そしてもちろん、多くの来場者のお目当ては全国の朝市からの出店だ。ただでさえ普段よりはるかに混雑している朝市の中心部は、凄まじい数の人でごった返していた。
大盛況の全国の朝市の屋台を見た後は、他の店舗も覗いてみる。この季節ならではの秋の味覚が多数店頭に並ぶ朝市は、普段から活気に満ちているもののこの日はいつもに増して多くの人が訪れて混雑していた。
特にここで朝食を食べる人が多いらしく、しおてばで有名な大安食堂や前述した焼き小籠包の店のような食べ歩きができる店や、或いは飲食スペースのある屋台の混雑が目立つ。
会場をぐるりと回って戻ってくると、本部近くでは岩手県二戸市のキャラクター達や盛岡市の神子田朝市のマスコットであるあさいちくんなどがおり、多くの人々が写真を撮っていた。
そしてもう1つ、さらに大きな人だかりが見える。
その中心にいたのはなんともいえない造形の着ぐるみ達。
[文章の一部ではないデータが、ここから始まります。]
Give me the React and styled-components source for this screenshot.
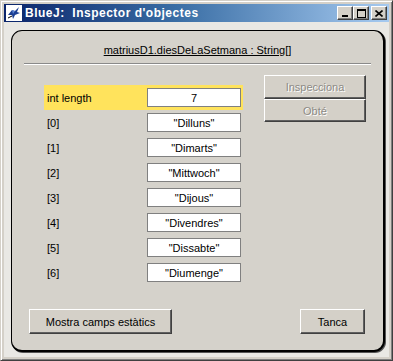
import React from "react";
import styled, { createGlobalStyle } from "styled-components";

const GlobalStyle = createGlobalStyle`
  html, body {
    margin: 0;
    padding: 0;
    background: #d4d0c8;
  }
  * {
    box-sizing: border-box;
  }
`;

const Window = styled.div`
  width: 393px;
  height: 361px;
  display: flex;
  flex-direction: column;
  padding: 2px;
  background: #d4d0c8;
  border-top: 1px solid #d4d0c8;
  border-left: 1px solid #d4d0c8;
  border-right: 1px solid #404040;
  border-bottom: 1px solid #404040;
  box-shadow: inset 1px 1px 0 #ffffff, inset -1px -1px 0 #808080;
  font-family: "Liberation Sans", Arial, sans-serif;
`;

const TitleBar = styled.div`
  height: 18px;
  margin: 1px 1px 0 1px;
  display: flex;
  align-items: center;
  padding: 0 2px 0 2px;
  background: linear-gradient(to right, #0a246a 0%, #3a6ea5 45%, #a6caf0 100%);
`;

const TitleIcon = styled.div`
  width: 16px;
  height: 16px;
  background: #ffffff;
  display: flex;
  align-items: center;
  justify-content: center;
`;

const TitleText = styled.span`
  margin-left: 3px;
  flex: 1;
  color: #ffffff;
  font-weight: bold;
  font-size: 12px;
  letter-spacing: 0.5px;
  white-space: pre;
`;

const TitleButtons = styled.div`
  display: flex;
`;

const CaptionButton = styled.div`
  width: 16px;
  height: 14px;
  margin-left: ${(p) => (p.$gap ? "2px" : "0")};
  background: #d4d0c8;
  border-top: 1px solid #ffffff;
  border-left: 1px solid #ffffff;
  border-right: 1px solid #404040;
  border-bottom: 1px solid #404040;
  box-shadow: inset -1px -1px 0 #808080;
  display: flex;
  align-items: center;
  justify-content: center;
`;

const Content = styled.div`
  flex: 1;
  margin: 0 1px 1px 1px;
  padding: 8px 4px 5px 7px;
  background: #e9e8e4;
  display: flex;
`;

const Panel = styled.div`
  flex: 1;
  display: flex;
  flex-direction: column;
  background: #d5d2cb;
  border: 1px solid #000000;
  border-right-width: 2px;
  border-bottom-width: 2px;
  border-radius: 11px;
  box-shadow: 1px 1px 0 #555555;
`;

const Header = styled.div`
  margin-top: 13px;
  text-align: center;
  font-size: 11px;
  line-height: 13px;
  color: #000000;
  text-decoration: underline;
`;

const Separator = styled.div`
  margin: 6px 12px 0 12px;
  height: 2px;
  border-top: 1px solid #8a8a8a;
  border-bottom: 1px solid #ffffff;
`;

const Body = styled.div`
  display: flex;
  padding-left: 32px;
  gap: 21px;
`;

const Fields = styled.div`
  width: 199px;
  margin-top: 20px;
  display: flex;
  flex-direction: column;
`;

const Row = styled.div`
  height: 25px;
  display: flex;
  align-items: center;
  padding: 0 2px 0 3px;
  background: ${(p) => (p.$selected ? "#ffe35c" : "transparent")};
`;

const Label = styled.span`
  width: 100px;
  font-size: 11px;
  color: #000000;
`;

const ValueBox = styled.div`
  width: 94px;
  height: 19px;
  background: #ffffff;
  border: 1px solid #808080;
  display: flex;
  align-items: center;
  justify-content: center;
  font-size: 11px;
  color: #000000;
`;

const Actions = styled.div`
  width: 102px;
  margin-top: 10px;
  display: flex;
  flex-direction: column;
`;

const Button = styled.div`
  width: ${(p) => p.$width}px;
  height: ${(p) => p.$height || 25}px;
  display: flex;
  align-items: center;
  justify-content: center;
  font-size: 11px;
  background: #d4d0c8;
  color: ${(p) => (p.$disabled ? "#8c8a85" : "#000000")};
  text-shadow: ${(p) => (p.$disabled ? "1px 1px 0 #ffffff" : "none")};
  border-top: 1px solid #ffffff;
  border-left: 1px solid #ffffff;
  border-right: 1px solid #404040;
  border-bottom: 1px solid #404040;
  box-shadow: inset -1px -1px 0 #606060;
`;

const Footer = styled.div`
  margin-top: auto;
  display: flex;
  justify-content: space-between;
  padding: 0 18px 16px 17px;
`;

const rows = [
  ["[0]", '"Dilluns"'],
  ["[1]", '"Dimarts"'],
  ["[2]", '"Mittwoch"'],
  ["[3]", '"Dijous"'],
  ["[4]", '"Divendres"'],
  ["[5]", '"Dissabte"'],
  ["[6]", '"Diumenge"'],
];

const BirdIcon = () => (
  <svg width="14" height="14" viewBox="0 0 14 14">
    <path d="M1 9 L5 4 L8 5 L12 1 L10 6 L13 7 L8 9 L6 13 L5 9 Z" fill="#1c3f94" />
    <path d="M5 4 L8 5 L6 8 Z" fill="#5d86d6" />
    <path d="M1 12 L5 10" stroke="#000" strokeWidth="1" />
  </svg>
);

const App = () => (
  <>
    <GlobalStyle />
    <Window>
      <TitleBar>
        <TitleIcon>
          <BirdIcon />
        </TitleIcon>
        <TitleText>{"BlueJ:  Inspector d'objectes"}</TitleText>
        <TitleButtons>
          <CaptionButton>
            <svg width="8" height="7" viewBox="0 0 8 7">
              <rect x="1" y="5" width="6" height="2" fill="#000" />
            </svg>
          </CaptionButton>
          <CaptionButton>
            <svg width="9" height="9" viewBox="0 0 9 9">
              <rect x="0.5" y="0.5" width="8" height="8" fill="none" stroke="#000" />
              <rect x="0" y="0" width="9" height="2" fill="#000" />
            </svg>
          </CaptionButton>
          <CaptionButton $gap>
            <svg width="8" height="7" viewBox="0 0 8 7">
              <path d="M0.5 0.5 L7.5 6.5 M7.5 0.5 L0.5 6.5" stroke="#000" strokeWidth="1.6" />
            </svg>
          </CaptionButton>
        </TitleButtons>
      </TitleBar>
      <Content>
        <Panel>
          <Header>matriusD1.diesDeLaSetmana : String[]</Header>
          <Separator />
          <Body>
            <Fields>
              <Row $selected>
                <Label>int length</Label>
                <ValueBox>7</ValueBox>
              </Row>
              {rows.map(([label, value]) => (
                <Row key={label}>
                  <Label>{label}</Label>
                  <ValueBox>{value}</ValueBox>
                </Row>
              ))}
            </Fields>
            <Actions>
              <Button $width={102} $height={24} $disabled>
                Inspecciona
              </Button>
              <Button $width={102} $height={23} $disabled>
                Obté
              </Button>
            </Actions>
          </Body>
          <Footer>
            <Button $width={143}>Mostra camps estàtics</Button>
            <Button $width={65}>Tanca</Button>
          </Footer>
        </Panel>
      </Content>
    </Window>
  </>
);

export default App;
一度見たら忘れられない、なんなら夢に出てきそうなこのビジュアルは八戸市黙認ゆるキャラことイカドンファミリーである。
朝市に行くとそこそこの確率で誰かしらがいるのだが、全員揃っている場面は結構珍しい。
いつもに増して活気に満ち溢れた館鼻岸壁朝市。のどかな港町の早朝にだけ出現する祭りのような賑わいが今後も末長く続いてくれることを願うと共に、北東北のみならず全国津々浦々の朝市の姿もまた気になってくる。
今後その機会があることを願うばかりだ。